O número de ameaças, por exemplo, saltou de 668.355 para 778.921. O crime de stalking (perseguição) saiu de 57.294 para 77.083 casos, e o de violência psicológica de 28.771 para 38.507. No Ceará foram 17.013 de ameaça em 2022 e 18.209 em 2023, total que deixa o Estado na 14ª posição entre os estados e o Distrito Federal.

O de stalking passou de 1.447 para 1.812, e o de violência psicológica de 883 a 1.074. Ambos os recortes põem o Ceará no 11ª lugar do ranking.
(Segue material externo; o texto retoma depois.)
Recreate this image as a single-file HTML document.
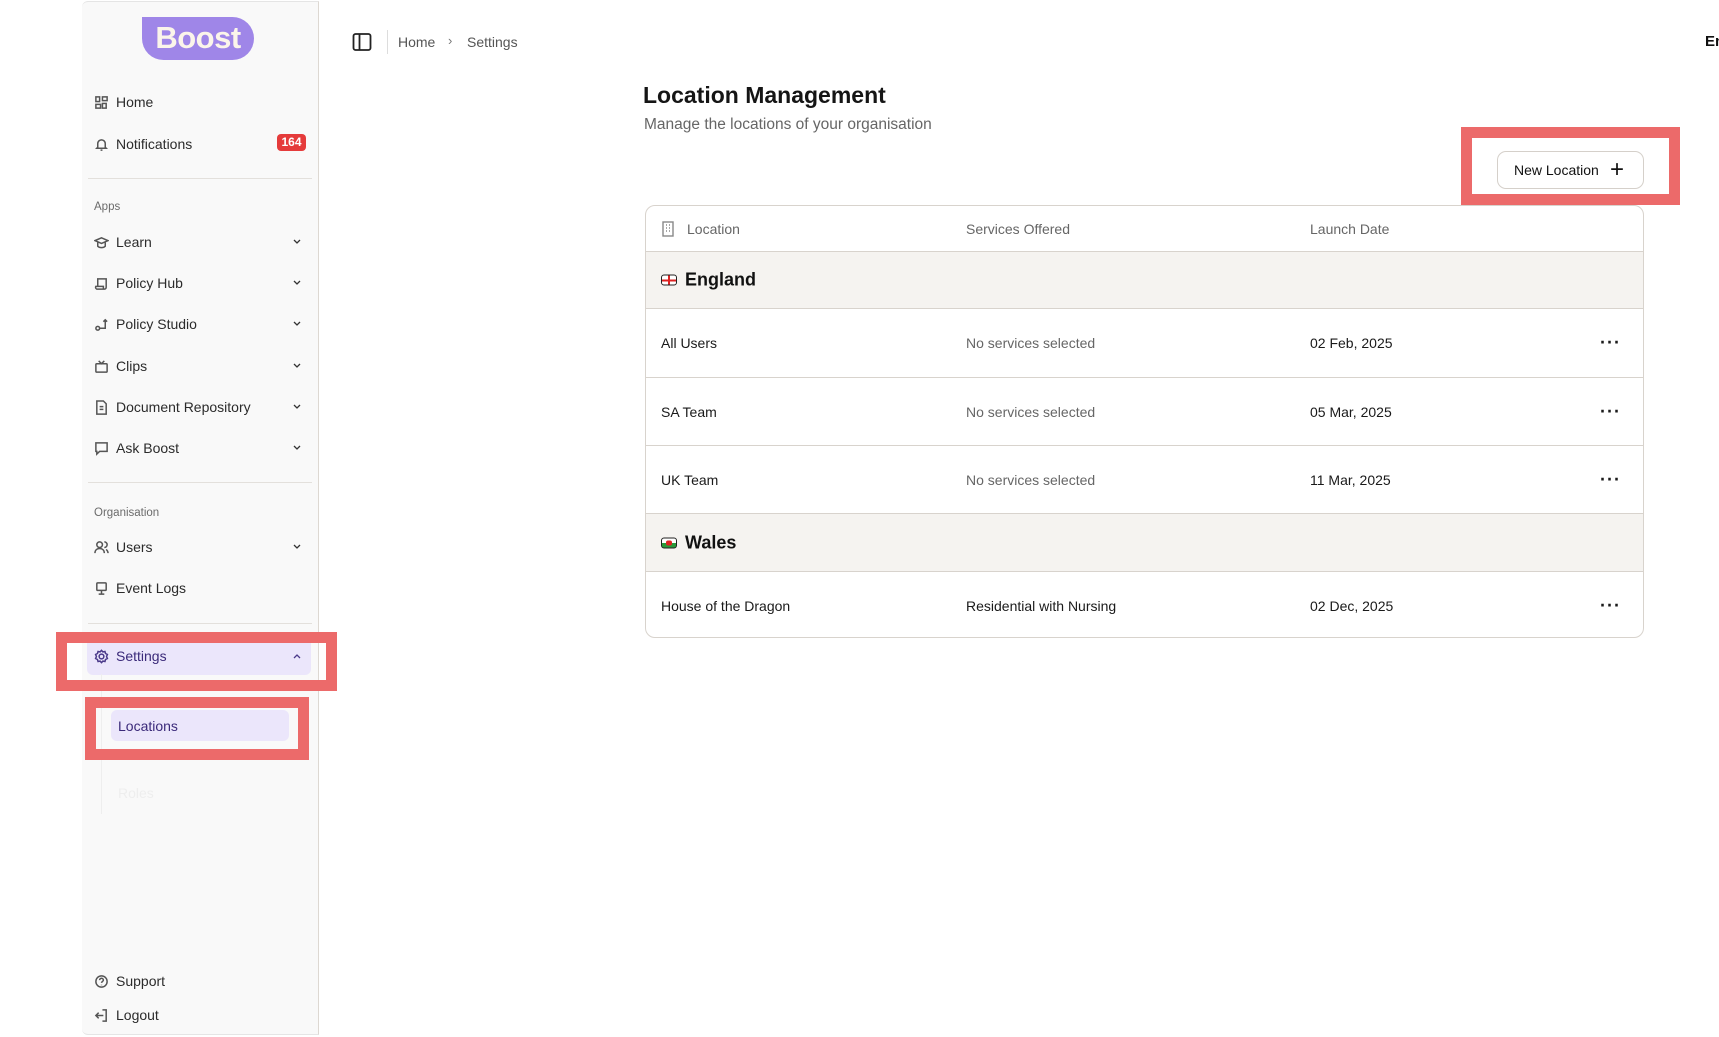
<!DOCTYPE html><html><head><meta charset="utf-8"><style>
*{box-sizing:border-box;margin:0;padding:0}
body{width:1719px;height:1037px;background:#fff;font-family:"Liberation Sans",sans-serif;position:relative;overflow:hidden;color:#1a1a1a}
.a{position:absolute}
.sb{left:82px;top:1px;width:237px;height:1034px;background:#f9f9f9;border-right:1px solid #ddd8d2;border-top:1px solid #e5e5e5;border-bottom:1px solid #e5e5e5;border-radius:6px 0 0 6px}
.ni{position:absolute;left:0;font-size:14px;color:#2b2b2b;display:flex;align-items:center;height:20px}
.ni svg{position:absolute;left:12px;width:15px;height:15px;fill:none;stroke:#555;stroke-width:1.6}
.ni span{position:absolute;left:34px;white-space:nowrap}
.ni svg.chev{position:absolute;left:210px;top:5px;width:10px;height:10px;stroke-width:1.3;stroke:#333}
.hd{font-size:11.5px;color:#6b6b6b}
.div{position:absolute;left:6px;width:224px;height:1px;background:#e3e0dc}
.red{position:absolute;border:11px solid #ec6a6a}
.tb{left:645px;top:205px;width:999px;height:433px;border:1px solid #d8d3cd;border-radius:10px;overflow:hidden}
.row{position:absolute;left:0;width:100%;border-top:1px solid #d8d3cd;font-size:14px}
.row div{position:absolute;top:50%;transform:translateY(-50%);white-space:nowrap}
.g{background:#f5f3f0}
.dots{left:954px;font-size:18px;font-weight:bold;letter-spacing:1px}
</style></head><body>
<div class="a sb">
 <div class="a" style="left:60px;top:15px;width:112px;height:43px;background:#9f86e8;border-radius:0 22px 22px 22px;color:#fbf5ea;font-weight:bold;font-size:31px;text-align:center;line-height:42px;letter-spacing:-0.5px">Boost</div>
 <div class="ni" style="top:90px"><svg viewBox="0 0 16 16"><rect x="2" y="2" width="4" height="5"/><rect x="9" y="2" width="5" height="4"/><rect x="2" y="10" width="5" height="4"/><rect x="9" y="9" width="4" height="5"/></svg><span>Home</span></div>
 <div class="ni" style="top:132px"><svg viewBox="0 0 16 16"><path d="M4 11V7a4 4 0 018 0v4l1 1H3zM7 14h2"/></svg><span>Notifications</span></div>
 <div class="a" style="left:195px;top:132px;width:29px;height:17px;background:#e53b3b;border-radius:4px;color:#fff;font-size:12px;font-weight:bold;text-align:center;line-height:17px">164</div>
 <div class="div" style="top:176px"></div>
 <div class="a hd" style="left:12px;top:199px">Apps</div>
 <div class="ni" style="top:230px"><svg viewBox="0 0 16 16"><path d="M1 6l7-3 7 3-7 3zM4 8v4c2 2 6 2 8 0V8"/></svg><span>Learn</span><svg class="chev" viewBox="0 0 10 10"><path d="M2 3l3 3 3-3"/></svg></div>
 <div class="ni" style="top:271px"><svg viewBox="0 0 16 16"><path d="M4 11V3h9v9a2 2 0 01-2 2H3a2 2 0 01-1-3h8v3"/></svg><span>Policy Hub</span><svg class="chev" viewBox="0 0 10 10"><path d="M2 3l3 3 3-3"/></svg></div>
 <div class="ni" style="top:312px"><svg viewBox="0 0 16 16"><circle cx="4" cy="12" r="2"/><path d="M6 12h6V3M10 5l2-2 2 2"/></svg><span>Policy Studio</span><svg class="chev" viewBox="0 0 10 10"><path d="M2 3l3 3 3-3"/></svg></div>
 <div class="ni" style="top:354px"><svg viewBox="0 0 16 16"><rect x="2" y="5" width="12" height="9" rx="1"/><path d="M5 2l3 3 3-3"/></svg><span>Clips</span><svg class="chev" viewBox="0 0 10 10"><path d="M2 3l3 3 3-3"/></svg></div>
 <div class="ni" style="top:395px"><svg viewBox="0 0 16 16"><path d="M3 1h7l3 3v11H3zM6 7h4M6 10h4"/></svg><span>Document Repository</span><svg class="chev" viewBox="0 0 10 10"><path d="M2 3l3 3 3-3"/></svg></div>
 <div class="ni" style="top:436px"><svg viewBox="0 0 16 16"><path d="M2 2h12v9H6l-3 3v-3H2z"/></svg><span>Ask Boost</span><svg class="chev" viewBox="0 0 10 10"><path d="M2 3l3 3 3-3"/></svg></div>
 <div class="div" style="top:480px"></div>
 <div class="a hd" style="left:12px;top:505px">Organisation</div>
 <div class="ni" style="top:535px"><svg viewBox="0 0 16 16"><circle cx="6" cy="5" r="3"/><path d="M1 14c0-3 2-5 5-5s5 2 5 5M11 2a3 3 0 010 6M13 10c1 1 2 2 2 4"/></svg><span>Users</span><svg class="chev" viewBox="0 0 10 10"><path d="M2 3l3 3 3-3"/></svg></div>
 <div class="ni" style="top:576px"><svg viewBox="0 0 16 16"><rect x="3" y="2" width="10" height="8" rx="1"/><path d="M8 10v4M5 14h6"/></svg><span>Event Logs</span></div>
 <div class="div" style="top:621px"></div>
 <div class="a" style="left:5px;top:636px;width:224px;height:37px;background:#ebe6fb;border-radius:6px"></div>
 <div class="ni" style="top:644px;color:#3b2a7a"><svg viewBox="0 0 16 16" style="stroke:#4b3a8a"><circle cx="8" cy="8" r="2.5"/><path d="M8 1.5l1.5 1.6 2.2-.4.6 2.1 2 1-.9 2.2.9 2.2-2 1-.6 2.1-2.2-.4L8 14.5l-1.5-1.6-2.2.4-.6-2.1-2-1 .9-2.2-.9-2.2 2-1 .6-2.1 2.2.4z"/></svg><span>Settings</span><svg class="chev" viewBox="0 0 10 10" style="stroke:#4b3a8a"><path d="M2 7l3-3 3 3"/></svg></div>
 <div class="a" style="left:19px;top:672px;width:1px;height:140px;background:#eee"></div>
 <div class="a" style="left:29px;top:708px;width:178px;height:31px;background:#ebe6fb;border-radius:6px"></div>
 <div class="a" style="left:36px;top:716px;font-size:14px;color:#3b2a7a">Locations</div>
 <div class="a" style="left:36px;top:783px;font-size:14px;color:#eee">Roles</div>
 <div class="ni" style="top:969px"><svg viewBox="0 0 16 16"><circle cx="8" cy="8" r="6"/><path d="M6 6.5a2 2 0 114 0c0 1.5-2 1.5-2 3M8 11.5v.5"/></svg><span>Support</span></div>
 <div class="ni" style="top:1003px"><svg viewBox="0 0 16 16"><path d="M9 2h4v12H9M2 8h8M5 5L2 8l3 3"/></svg><span>Logout</span></div>
</div>
<div class="red" style="left:56px;top:632px;width:281px;height:59px"></div>
<div class="red" style="left:85px;top:697px;width:224px;height:63px"></div>
<svg class="a" style="left:352px;top:32px" width="20" height="20" viewBox="0 0 20 20" fill="none" stroke="#222" stroke-width="1.8"><rect x="1.5" y="2" width="17" height="16" rx="2"/><path d="M7.5 2v16"/></svg>
<div class="a" style="left:387px;top:30px;width:1px;height:24px;background:#ddd"></div>
<div class="a" style="left:398px;top:34px;font-size:14px;color:#555">Home</div>
<div class="a" style="left:448px;top:33px;font-size:13px;color:#777">›</div>
<div class="a" style="left:467px;top:34px;font-size:14px;color:#555">Settings</div>
<div class="a" style="left:1705px;top:33px;font-size:15px;font-weight:bold;color:#111">En</div>
<div class="a" style="left:643px;top:82px;font-size:23px;font-weight:bold;color:#151515">Location Management</div>
<div class="a" style="left:644px;top:116px;font-size:15.5px;color:#666">Manage the locations of your organisation</div>
<div class="red" style="left:1461px;top:127px;width:219px;height:78px"></div>
<div class="a" style="left:1497px;top:151px;width:147px;height:38px;border:1px solid #d5d0ca;border-radius:9px;font-size:14px;line-height:36px;padding-left:16px;color:#111">New Location<span style="position:absolute;left:112px;top:0;font-size:24px;font-weight:300">+</span></div>
<div class="a tb">
 <div class="row" style="top:0;height:45px;border-top:none;color:#666"><div style="left:15px"><svg width="14" height="16" viewBox="0 0 14 16" fill="none" stroke="#888" stroke-width="1.4" style="vertical-align:-3px"><rect x="2" y="1" width="10" height="14"/><path d="M5 4h1M8 4h1M5 7h1M8 7h1M5 10h1M8 10h1"/></svg></div><div style="left:41px">Location</div><div style="left:320px">Services Offered</div><div style="left:664px">Launch Date</div></div>
 <div class="row g" style="top:45px;height:57px"><div style="left:15px;font-size:18px;font-weight:bold;color:#111"><span style="display:inline-block;width:16px;height:11px;border:1.3px solid #222;border-radius:3px;vertical-align:0;margin-right:8px;background:linear-gradient(#fff,#fff);position:relative"><span style="position:absolute;left:5.5px;top:0;width:2px;height:100%;background:#d22"></span><span style="position:absolute;left:0;top:3.5px;width:100%;height:2px;background:#d22"></span></span>England</div></div>
 <div class="row" style="top:102px;height:69px"><div style="left:15px">All Users</div><div style="left:320px;color:#666">No services selected</div><div style="left:664px">02 Feb, 2025</div><div class="dots">···</div></div>
 <div class="row" style="top:171px;height:68px"><div style="left:15px">SA Team</div><div style="left:320px;color:#666">No services selected</div><div style="left:664px">05 Mar, 2025</div><div class="dots">···</div></div>
 <div class="row" style="top:239px;height:68px"><div style="left:15px">UK Team</div><div style="left:320px;color:#666">No services selected</div><div style="left:664px">11 Mar, 2025</div><div class="dots">···</div></div>
 <div class="row g" style="top:307px;height:58px"><div style="left:15px;font-size:18px;font-weight:bold;color:#111"><span style="display:inline-block;width:16px;height:11px;border:1.3px solid #222;border-radius:3px;margin-right:8px;background:linear-gradient(#fff 50%,#2a9a3a 50%);position:relative"><span style="position:absolute;left:4px;top:2px;width:6px;height:5px;background:#d22;border-radius:2px"></span></span>Wales</div></div>
 <div class="row" style="top:365px;height:68px"><div style="left:15px">House of the Dragon</div><div style="left:320px">Residential with Nursing</div><div style="left:664px">02 Dec, 2025</div><div class="dots">···</div></div>
</div>
</body></html>
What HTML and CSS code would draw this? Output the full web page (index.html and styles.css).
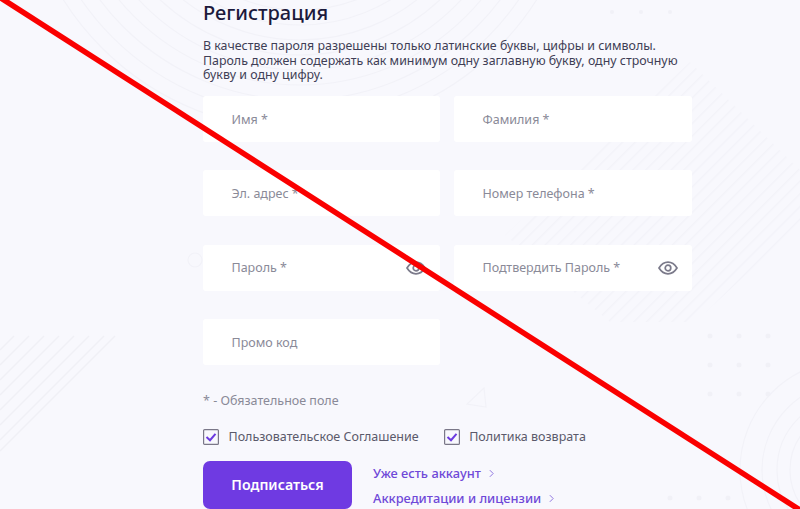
FILE: index.html
```html
<!DOCTYPE html>
<html lang="ru">
<head>
<meta charset="utf-8">
<title>Регистрация</title>
<link rel="stylesheet" href="styles.css">
</head>
<body>
<svg class="backdrop" viewBox="0 0 800 509" aria-hidden="true">
  <defs>
    <pattern id="hatch" width="9" height="9" patternUnits="userSpaceOnUse" patternTransform="rotate(45)">
      <line x1="0" y1="0" x2="0" y2="9" class="hatch-line"/>
    </pattern>
  </defs>
  <polygon class="hatch-area" points="690,62 800,170 800,225 695,322 610,322 505,235"/>
  <g class="deco-arcs">
    <circle cx="300" cy="-150" r="160"/><circle cx="300" cy="-150" r="175"/><circle cx="300" cy="-150" r="190"/><circle cx="300" cy="-150" r="205"/><circle cx="300" cy="-150" r="220"/><circle cx="300" cy="-150" r="235"/><circle cx="300" cy="-150" r="250"/><circle cx="300" cy="-150" r="265"/><circle cx="300" cy="-150" r="280"/>
    <circle cx="850" cy="470" r="60"/><circle cx="850" cy="470" r="73"/><circle cx="850" cy="470" r="88"/><circle cx="850" cy="470" r="110"/>
    <circle cx="195" cy="260" r="7"/>
    <path d="M484 388 L467 404 L486 407 Z"/>
  </g>
  <path class="deco-lines" d="M0 350 L14 336M0 365 L29 336M0 380 L44 336M0 395 L59 336M0 410 L74 336M0 425 L89 336M0 440 L104 336M0 451 L115 336"/>
  <g class="deco-dots">
    <circle cx="612" cy="12" r="2"/><circle cx="641" cy="12" r="2"/><circle cx="670" cy="12" r="2"/>
    <circle cx="710" cy="336" r="2.500"/><circle cx="739" cy="336" r="2.500"/><circle cx="768" cy="336" r="2.500"/>
    <circle cx="710" cy="365" r="2.500"/><circle cx="739" cy="365" r="2.500"/><circle cx="768" cy="365" r="2.500"/>
    <circle cx="710" cy="394" r="2.500"/><circle cx="739" cy="394" r="2.500"/><circle cx="768" cy="394" r="2.500"/>
    <circle cx="670" cy="498" r="2.500"/><circle cx="699" cy="498" r="2.500"/><circle cx="728" cy="498" r="2.500"/>
  </g>
</svg>

<main class="panel">
  <h1 class="title">Регистрация</h1>
  <p class="note">В качестве пароля разрешены только латинские буквы, цифры и символы.<br>Пароль должен содержать как минимум одну заглавную букву, одну строчную<br>букву и одну цифру.</p>

  <form class="fields">
    <div class="field"><span class="hint">Имя *</span></div>
    <div class="field"><span class="hint">Фамилия *</span></div>
    <div class="field"><span class="hint">Эл. адрес *</span></div>
    <div class="field"><span class="hint">Номер телефона *</span></div>
    <div class="field"><span class="hint">Пароль *</span>
      <svg class="eye" viewBox="0 0 20 14"><path d="M1 7C3.500 3 6.500 1.200 10 1.200S16.500 3 19 7C16.500 11 13.500 12.800 10 12.800S3.500 11 1 7Z"/><circle cx="10" cy="7" r="2.800"/></svg>
    </div>
    <div class="field"><span class="hint">Подтвердить Пароль *</span>
      <svg class="eye" viewBox="0 0 20 14"><path d="M1 7C3.500 3 6.500 1.200 10 1.200S16.500 3 19 7C16.500 11 13.500 12.800 10 12.800S3.500 11 1 7Z"/><circle cx="10" cy="7" r="2.800"/></svg>
    </div>
    <div class="field"><span class="hint">Промо код</span></div>
  </form>

  <p class="required">* - Обязательное поле</p>

  <div class="checks">
    <div class="check">
      <svg class="box" viewBox="0 0 16 16"><rect x="0.600" y="0.600" width="14.800" height="14.800" rx="1"/><path d="M3.500 8L7 11.200L12.500 4.800"/></svg>
      <span>Пользовательское Соглашение</span>
    </div>
    <div class="check">
      <svg class="box" viewBox="0 0 16 16"><rect x="0.600" y="0.600" width="14.800" height="14.800" rx="1"/><path d="M3.500 8L7 11.200L12.500 4.800"/></svg>
      <span>Политика возврата</span>
    </div>
  </div>

  <div class="actions">
    <button class="submit" type="button">Подписаться</button>
    <div class="links">
      <a class="link">Уже есть аккаунт<svg class="chev" viewBox="0 0 6 10"><path d="M1 1L5 5L1 9"/></svg></a>
      <a class="link">Аккредитации и лицензии<svg class="chev" viewBox="0 0 6 10"><path d="M1 1L5 5L1 9"/></svg></a>
    </div>
  </div>
</main>

<svg class="strike" viewBox="0 0 800 509" aria-hidden="true"><path d="M-10 -9L810 516.500"/></svg>
</body>
</html>
```

FILE: styles.css
```css
* { box-sizing: border-box; }

html, body {
  margin: 0;
  height: 509px;
  overflow: hidden;
}

body {
  position: relative;
  background: #f8f8fd;
  font-family: "Noto Sans", "Open Sans", sans-serif;
  color: #3b3a52;
}

.backdrop, .strike {
  position: absolute;
  left: 0;
  top: 0;
  width: 800px;
  height: 509px;
  pointer-events: none;
}

.deco-arcs { fill: none; stroke: #f2f2f8; stroke-width: 1.200; }
.deco-lines { fill: none; stroke: #f0f0f6; stroke-width: 1.500; }
.deco-dots { fill: #f1f1f7; }
.hatch-area { fill: url(#hatch); }
.hatch-line { stroke: #f3f3f9; stroke-width: 3; }

.strike { z-index: 2; }
.strike path { fill: none; stroke: #fa0000; stroke-width: 5.500; }

.panel {
  position: relative;
  width: 489px;
  margin-left: 203px;
}

.title {
  margin: 0;
  font-size: 20px;
  line-height: 25px;
  font-weight: 500;
  color: #1c1a3c;
}

.note {
  margin: 14px 0 0;
  font-size: 12.400px;
  line-height: 14.500px;
  color: #3f3e56;
  white-space: nowrap;
}

.fields {
  display: grid;
  grid-template-columns: 237px 238px;
  column-gap: 14px;
  row-gap: 28.400px;
  margin-top: 13.500px;
}

.field {
  display: flex;
  align-items: center;
  justify-content: space-between;
  height: 46px;
  padding: 0 14px 0 28.500px;
  background: #fff;
  border-radius: 3px;
}

.hint {
  font-size: 12.500px;
  color: #8a8a98;
}

.eye {
  width: 20px;
  height: 14px;
  fill: none;
  stroke: #7b7a8a;
  stroke-width: 1.700;
}

.required {
  margin: 27px 0 0;
  font-size: 12.500px;
  line-height: 17px;
  color: #8a8a98;
}

.checks {
  display: flex;
  gap: 25px;
  margin-top: 20px;
}

.check {
  display: flex;
  align-items: center;
  gap: 9.500px;
  font-size: 12.500px;
  line-height: 16px;
  color: #5b5a6b;
}

.box {
  width: 16px;
  height: 16px;
  flex: none;
}

.box rect { fill: none; stroke: #7a7788; stroke-width: 1.200; }
.box path { fill: none; stroke: #6c3be0; stroke-width: 2; }

.actions {
  display: flex;
  gap: 21px;
  margin-top: 15.500px;
}

.submit {
  width: 149px;
  height: 48px;
  flex: none;
  border: 0;
  border-radius: 7px;
  background: #6f3ae2;
  color: #fff;
  font: 600 14.200px "Noto Sans", "Open Sans", sans-serif;
}

.links {
  display: flex;
  flex-direction: column;
  gap: 7px;
  padding-top: 3.500px;
}

.link {
  display: flex;
  align-items: center;
  gap: 8px;
  font-size: 12.850px;
  line-height: 18px;
  font-weight: 500;
  color: #6f49d8;
}

.chev {
  width: 5px;
  height: 9px;
  fill: none;
  stroke: #8f76e0;
  stroke-width: 1.200;
}
```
O Estado, contudo, teve redução em lesão corporal dolosa, com 772 em 2022 e 503 em 2023, e de tentativas de homicídio de mulheres e de feminicídio: 324 em 2022 e 315 em 2023, e 102 em 2022 e 97 em 2023, nesta ordem.

Todos os números utilizados pela reportagem são os absolutos. O estudo explica que as taxas são calculadas a partir de dados de boletins de ocorrência e de dados de acionamentos das polícias militares. Presidente da Associação de Direito de Família e das Sucessões (ADFAS), a advogada Mabel Portela explica que a violência doméstica está caracterizada em cinco tipos e que acontecem “entre 4 paredes”.

“Basta dar um empurrão, pegar com força no braço, acusar de que a mulher está com outra pessoa, xingar, dizer que ela não é capaz de realizar algo etc”, exemplifica as atitudes tipificadas como violência doméstica.

Para a jurista, com o empoderamento de informações, as mulheres estão denunciando em maior volume quando são vitimadas. Mabel argumenta que a violência contra a mulher encontra resposta, em parte, na cultura machista e narcisista perpetuada entre homens e considera que, em regiões como o Nordeste, em razão da desigualdade social, “muitos homens até por ignorância acham normal”.

O Ceará possui uma Casa da Mulher Brasileira, três Casas da Mulher Cearense, localizadas em Sobral, Quixadá e Juazeiro do Norte, 17 casas municipais e uma Sala Lilás, na Parangaba.

*A fim de preservar a identidade das vítimas, O Estado não usou seus respectivos nomes verdadeiros. Portanto, Luciana e Vitória são fictícios.